Produce an exact transcription of the listing below, omitting the pictures.
'''
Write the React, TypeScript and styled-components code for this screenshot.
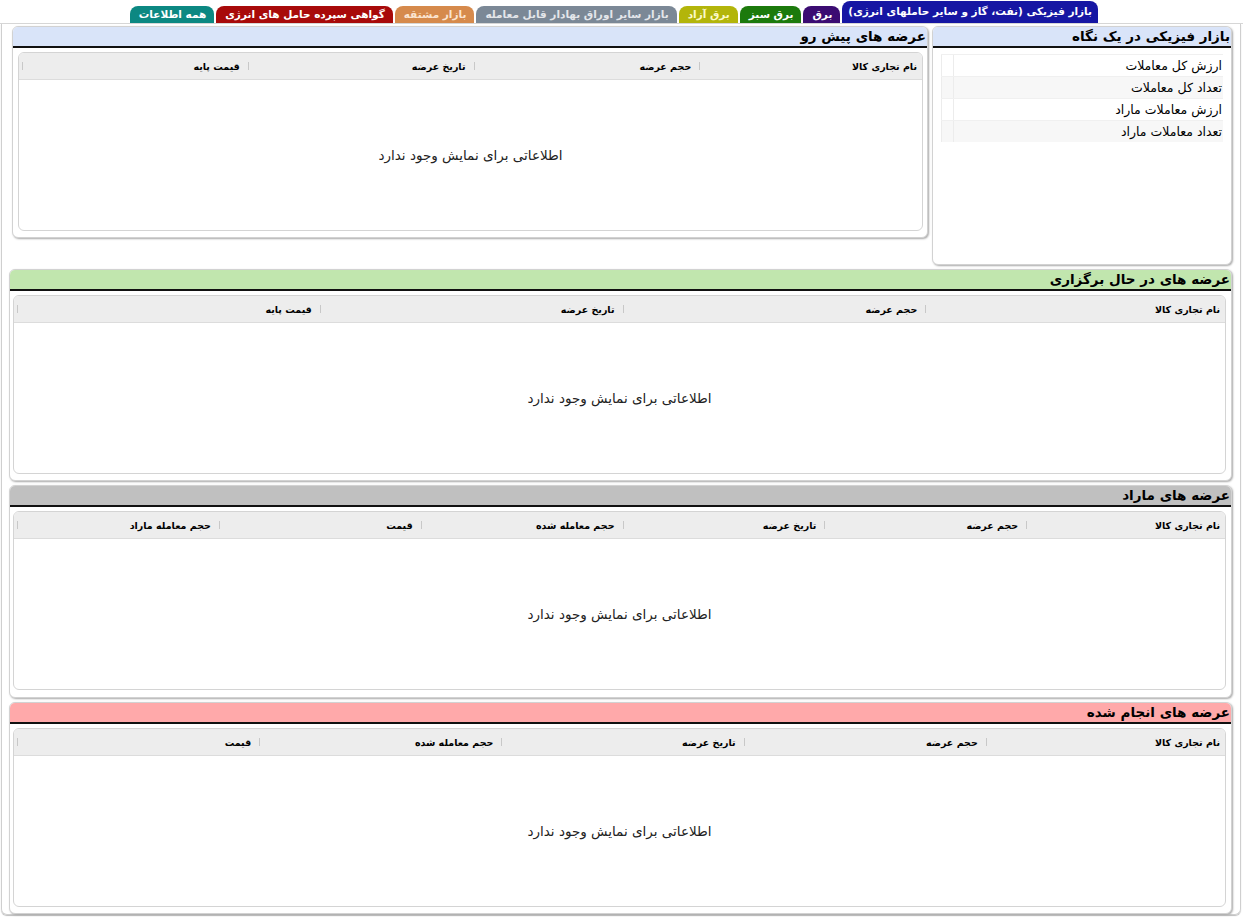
import styled, { createGlobalStyle } from "styled-components";

const GlobalStyle = createGlobalStyle`
  html, body {
    margin: 0;
    padding: 0;
    background: #fff;
  }
  body {
    font-family: "DejaVu Sans", Tahoma, sans-serif;
    color: #000;
  }
`;

const Page = styled.div`
  direction: rtl;
  width: 1243px;
  height: 918px;
  overflow: hidden;
`;

const TabBar = styled.div`
  display: flex;
  align-items: flex-end;
  gap: 2px;
  height: 24px;
  padding-right: 145px;
  border-bottom: 1px solid #d6d6d6;
  box-sizing: border-box;
`;

const Tab = styled.div<{ $bg: string; $fg?: string; $active?: boolean }>`
  height: ${(p) => (p.$active ? "22px" : "17px")};
  padding: ${(p) => (p.$active ? "3px 6px 0" : "1px 8px 0 9px")};
  box-sizing: border-box;
  background: ${(p) => p.$bg};
  color: ${(p) => p.$fg ?? "#fff"};
  border-radius: 8px 8px 0 0;
  font-size: 10.5px;
  font-weight: bold;
  white-space: nowrap;
  line-height: 15px;
`;

const Frame = styled.div`
  margin: 0 2px 0 1px;
  height: 891px;
  box-sizing: border-box;
  border: 1px solid #cfcfcf;
  border-top: none;
  border-radius: 0 0 6px 6px;
  box-shadow: 0 1px 1px #bdbdbd;
  padding: 2px 8px 0 7px;
  display: flex;
  flex-direction: column;
  gap: 4px;
`;

const TopRow = styled.div`
  display: flex;
  align-items: flex-start;
  gap: 4px;
  padding-left: 3px;
`;

const Panel = styled.div<{ $width?: string; $height: number }>`
  ${(p) => (p.$width ? `width: ${p.$width};` : "flex: 1;")}
  height: ${(p) => p.$height}px;
  flex-shrink: 0;
  box-sizing: border-box;
  border: 1px solid #d2d2d2;
  border-radius: 6px;
  box-shadow: 1px 1px 2px #a9a9a9;
  overflow: hidden;
  background: #fff;
`;

const PanelHeader = styled.div<{ $bg: string }>`
  height: 21px;
  box-sizing: border-box;
  background: ${(p) => p.$bg};
  border-bottom: 2px solid #111;
  padding-right: 1px;
  font-size: 13.5px;
  font-weight: bold;
  line-height: 19px;
  white-space: nowrap;
`;

const TableBox = styled.div<{ $right: number; $left: number }>`
  margin: 4px ${(p) => p.$right}px 0 ${(p) => p.$left}px;
  height: 179px;
  box-sizing: border-box;
  border: 1px solid #d4d4d4;
  border-radius: 6px;
  overflow: hidden;
  display: flex;
  flex-direction: column;
`;

const HeadRow = styled.div<{ $cols: number }>`
  display: grid;
  grid-template-columns: repeat(${(p) => p.$cols}, 1fr);
  height: 26px;
  flex: none;
  background: #ededed;
  border-bottom: 1px solid #dcdcdc;
`;

const HeadCell = styled.div`
  position: relative;
  padding-right: 5px;
  font-size: 9.5px;
  font-weight: bold;
  line-height: 27px;
  white-space: nowrap;
  &::after {
    content: "";
    position: absolute;
    left: 3px;
    top: 9px;
    width: 1px;
    height: 8px;
    background: #c8c8c8;
  }
`;

const EmptyBody = styled.div`
  flex: 1;
  display: flex;
  align-items: center;
  justify-content: center;
  font-size: 13.5px;
  color: #222;
`;

const Glance = styled.div`
  margin: 6px 8px 0 8px;
  display: flex;
  flex-direction: column;
`;

const GlanceRow = styled.div<{ $shade: boolean }>`
  display: flex;
  height: 21px;
  background: ${(p) => (p.$shade ? "#f7f7f7" : "#fff")};
  border-top: 1px solid #f0f0f0;
`;

const GlanceLabel = styled.div`
  flex: 1;
  padding-right: 1px;
  font-size: 12.5px;
  line-height: 21px;
  border-left: 1px solid #ececec;
`;

const GlanceValue = styled.div`
  width: 11px;
  border-left: 1px solid #ececec;
`;

type Tone = { label: string; bg: string; fg?: string; active?: boolean };

const tabs: Tone[] = [
  { label: "بازار فیزیکی (نفت، گاز و سایر حاملهای انرژی)", bg: "#1616a3", active: true },
  { label: "برق", bg: "#3b0c72" },
  { label: "برق سبز", bg: "#1c7a0c" },
  { label: "برق آزاد", bg: "#b3b50a", fg: "#fbf9c8" },
  { label: "بازار سایر اوراق بهادار قابل معامله", bg: "#7b8896", fg: "#e4e6ea" },
  { label: "بازار مشتقه", bg: "#d68a4c", fg: "#fbe4d0" },
  { label: "گواهی سپرده حامل های انرژی", bg: "#a80a0a" },
  { label: "همه اطلاعات", bg: "#0c8882" },
];

const glanceRows = [
  "ارزش کل معاملات",
  "تعداد کل معاملات",
  "ارزش معاملات ماراد",
  "تعداد معاملات ماراد",
];

const sections = [
  {
    title: "عرضه های در حال برگزاری",
    bg: "#c1e6ae",
    height: 212,
    cols: ["نام تجاری کالا", "حجم عرضه", "تاریخ عرضه", "قیمت پایه"],
  },
  {
    title: "عرضه های ماراد",
    bg: "#c0c0c0",
    height: 211,
    cols: ["نام تجاری کالا", "حجم عرضه", "تاریخ عرضه", "حجم معامله شده", "قیمت", "حجم معامله ماراد"],
  },
  {
    title: "عرضه های انجام شده",
    bg: "#ffa9aa",
    height: 209,
    cols: ["نام تجاری کالا", "حجم عرضه", "تاریخ عرضه", "حجم معامله شده", "قیمت"],
  },
];

const EMPTY = "اطلاعاتی برای نمایش وجود ندارد";

function DataTable({ cols, right, left }: { cols: string[]; right: number; left: number }) {
  return (
    <TableBox $right={right} $left={left}>
      <HeadRow $cols={cols.length}>
        {cols.map((c) => (
          <HeadCell key={c}>{c}</HeadCell>
        ))}
      </HeadRow>
      <EmptyBody>{EMPTY}</EmptyBody>
    </TableBox>
  );
}

export default function App() {
  return (
    <>
      <GlobalStyle />
      <Page>
        <TabBar>
          {tabs.map((t) => (
            <Tab key={t.label} $bg={t.bg} $fg={t.fg} $active={t.active}>
              {t.label}
            </Tab>
          ))}
        </TabBar>
        <Frame>
          <TopRow>
            <Panel $width="300px" $height={239}>
              <PanelHeader $bg="#d9e4f9">بازار فیزیکی در یک نگاه</PanelHeader>
              <Glance>
                {glanceRows.map((r, i) => (
                  <GlanceRow key={r} $shade={i % 2 === 1}>
                    <GlanceLabel>{r}</GlanceLabel>
                    <GlanceValue />
                  </GlanceRow>
                ))}
              </Glance>
            </Panel>
            <Panel $height={212}>
              <PanelHeader $bg="#d9e4f9">عرضه های پیش رو</PanelHeader>
              <DataTable right={4} left={5} cols={["نام تجاری کالا", "حجم عرضه", "تاریخ عرضه", "قیمت پایه"]} />
            </Panel>
          </TopRow>
          {sections.map((s) => (
            <Panel key={s.title} $height={s.height}>
              <PanelHeader $bg={s.bg}>{s.title}</PanelHeader>
              <DataTable right={5} left={3} cols={s.cols} />
            </Panel>
          ))}
        </Frame>
      </Page>
    </>
  );
}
'''
- [Task answer]:
Write the React, TypeScript and styled-components code for this screenshot.
import styled, { createGlobalStyle } from "styled-components";

const GlobalStyle = createGlobalStyle`
  html, body {
    margin: 0;
    padding: 0;
    background: #fff;
  }
  body {
    font-family: "DejaVu Sans", Tahoma, sans-serif;
    color: #000;
  }
`;

const Page = styled.div`
  direction: rtl;
  width: 1243px;
  height: 918px;
  overflow: hidden;
`;

const TabBar = styled.div`
  display: flex;
  align-items: flex-end;
  gap: 2px;
  height: 24px;
  padding-right: 145px;
  border-bottom: 1px solid #d6d6d6;
  box-sizing: border-box;
`;

const Tab = styled.div<{ $bg: string; $fg?: string; $active?: boolean }>`
  height: ${(p) => (p.$active ? "22px" : "17px")};
  padding: ${(p) => (p.$active ? "3px 6px 0" : "1px 8px 0 9px")};
  box-sizing: border-box;
  background: ${(p) => p.$bg};
  color: ${(p) => p.$fg ?? "#fff"};
  border-radius: 8px 8px 0 0;
  font-size: 10.5px;
  font-weight: bold;
  white-space: nowrap;
  line-height: 15px;
`;

const Frame = styled.div`
  margin: 0 2px 0 1px;
  height: 891px;
  box-sizing: border-box;
  border: 1px solid #cfcfcf;
  border-top: none;
  border-radius: 0 0 6px 6px;
  box-shadow: 0 1px 1px #bdbdbd;
  padding: 2px 8px 0 7px;
  display: flex;
  flex-direction: column;
  gap: 4px;
`;

const TopRow = styled.div`
  display: flex;
  align-items: flex-start;
  gap: 4px;
  padding-left: 3px;
`;

const Panel = styled.div<{ $width?: string; $height: number }>`
  ${(p) => (p.$width ? `width: ${p.$width};` : "flex: 1;")}
  height: ${(p) => p.$height}px;
  flex-shrink: 0;
  box-sizing: border-box;
  border: 1px solid #d2d2d2;
  border-radius: 6px;
  box-shadow: 1px 1px 2px #a9a9a9;
  overflow: hidden;
  background: #fff;
`;

const PanelHeader = styled.div<{ $bg: string }>`
  height: 21px;
  box-sizing: border-box;
  background: ${(p) => p.$bg};
  border-bottom: 2px solid #111;
  padding-right: 1px;
  font-size: 13.5px;
  font-weight: bold;
  line-height: 19px;
  white-space: nowrap;
`;

const TableBox = styled.div<{ $right: number; $left: number }>`
  margin: 4px ${(p) => p.$right}px 0 ${(p) => p.$left}px;
  height: 179px;
  box-sizing: border-box;
  border: 1px solid #d4d4d4;
  border-radius: 6px;
  overflow: hidden;
  display: flex;
  flex-direction: column;
`;

const HeadRow = styled.div<{ $cols: number }>`
  display: grid;
  grid-template-columns: repeat(${(p) => p.$cols}, 1fr);
  height: 26px;
  flex: none;
  background: #ededed;
  border-bottom: 1px solid #dcdcdc;
`;

const HeadCell = styled.div`
  position: relative;
  padding-right: 5px;
  font-size: 9.5px;
  font-weight: bold;
  line-height: 27px;
  white-space: nowrap;
  &::after {
    content: "";
    position: absolute;
    left: 3px;
    top: 9px;
    width: 1px;
    height: 8px;
    background: #c8c8c8;
  }
`;

const EmptyBody = styled.div`
  flex: 1;
  display: flex;
  align-items: center;
  justify-content: center;
  font-size: 13.5px;
  color: #222;
`;

const Glance = styled.div`
  margin: 6px 8px 0 8px;
  display: flex;
  flex-direction: column;
`;

const GlanceRow = styled.div<{ $shade: boolean }>`
  display: flex;
  height: 21px;
  background: ${(p) => (p.$shade ? "#f7f7f7" : "#fff")};
  border-top: 1px solid #f0f0f0;
`;

const GlanceLabel = styled.div`
  flex: 1;
  padding-right: 1px;
  font-size: 12.5px;
  line-height: 21px;
  border-left: 1px solid #ececec;
`;

const GlanceValue = styled.div`
  width: 11px;
  border-left: 1px solid #ececec;
`;

type Tone = { label: string; bg: string; fg?: string; active?: boolean };

const tabs: Tone[] = [
  { label: "بازار فیزیکی (نفت، گاز و سایر حاملهای انرژی)", bg: "#1616a3", active: true },
  { label: "برق", bg: "#3b0c72" },
  { label: "برق سبز", bg: "#1c7a0c" },
  { label: "برق آزاد", bg: "#b3b50a", fg: "#fbf9c8" },
  { label: "بازار سایر اوراق بهادار قابل معامله", bg: "#7b8896", fg: "#e4e6ea" },
  { label: "بازار مشتقه", bg: "#d68a4c", fg: "#fbe4d0" },
  { label: "گواهی سپرده حامل های انرژی", bg: "#a80a0a" },
  { label: "همه اطلاعات", bg: "#0c8882" },
];

const glanceRows = [
  "ارزش کل معاملات",
  "تعداد کل معاملات",
  "ارزش معاملات ماراد",
  "تعداد معاملات ماراد",
];

const sections = [
  {
    title: "عرضه های در حال برگزاری",
    bg: "#c1e6ae",
    height: 212,
    cols: ["نام تجاری کالا", "حجم عرضه", "تاریخ عرضه", "قیمت پایه"],
  },
  {
    title: "عرضه های ماراد",
    bg: "#c0c0c0",
    height: 211,
    cols: ["نام تجاری کالا", "حجم عرضه", "تاریخ عرضه", "حجم معامله شده", "قیمت", "حجم معامله ماراد"],
  },
  {
    title: "عرضه های انجام شده",
    bg: "#ffa9aa",
    height: 209,
    cols: ["نام تجاری کالا", "حجم عرضه", "تاریخ عرضه", "حجم معامله شده", "قیمت"],
  },
];

const EMPTY = "اطلاعاتی برای نمایش وجود ندارد";

function DataTable({ cols, right, left }: { cols: string[]; right: number; left: number }) {
  return (
    <TableBox $right={right} $left={left}>
      <HeadRow $cols={cols.length}>
        {cols.map((c) => (
          <HeadCell key={c}>{c}</HeadCell>
        ))}
      </HeadRow>
      <EmptyBody>{EMPTY}</EmptyBody>
    </TableBox>
  );
}

export default function App() {
  return (
    <>
      <GlobalStyle />
      <Page>
        <TabBar>
          {tabs.map((t) => (
            <Tab key={t.label} $bg={t.bg} $fg={t.fg} $active={t.active}>
              {t.label}
            </Tab>
          ))}
        </TabBar>
        <Frame>
          <TopRow>
            <Panel $width="300px" $height={239}>
              <PanelHeader $bg="#d9e4f9">بازار فیزیکی در یک نگاه</PanelHeader>
              <Glance>
                {glanceRows.map((r, i) => (
                  <GlanceRow key={r} $shade={i % 2 === 1}>
                    <GlanceLabel>{r}</GlanceLabel>
                    <GlanceValue />
                  </GlanceRow>
                ))}
              </Glance>
            </Panel>
            <Panel $height={212}>
              <PanelHeader $bg="#d9e4f9">عرضه های پیش رو</PanelHeader>
              <DataTable right={4} left={5} cols={["نام تجاری کالا", "حجم عرضه", "تاریخ عرضه", "قیمت پایه"]} />
            </Panel>
          </TopRow>
          {sections.map((s) => (
            <Panel key={s.title} $height={s.height}>
              <PanelHeader $bg={s.bg}>{s.title}</PanelHeader>
              <DataTable right={5} left={3} cols={s.cols} />
            </Panel>
          ))}
        </Frame>
      </Page>
    </>
  );
}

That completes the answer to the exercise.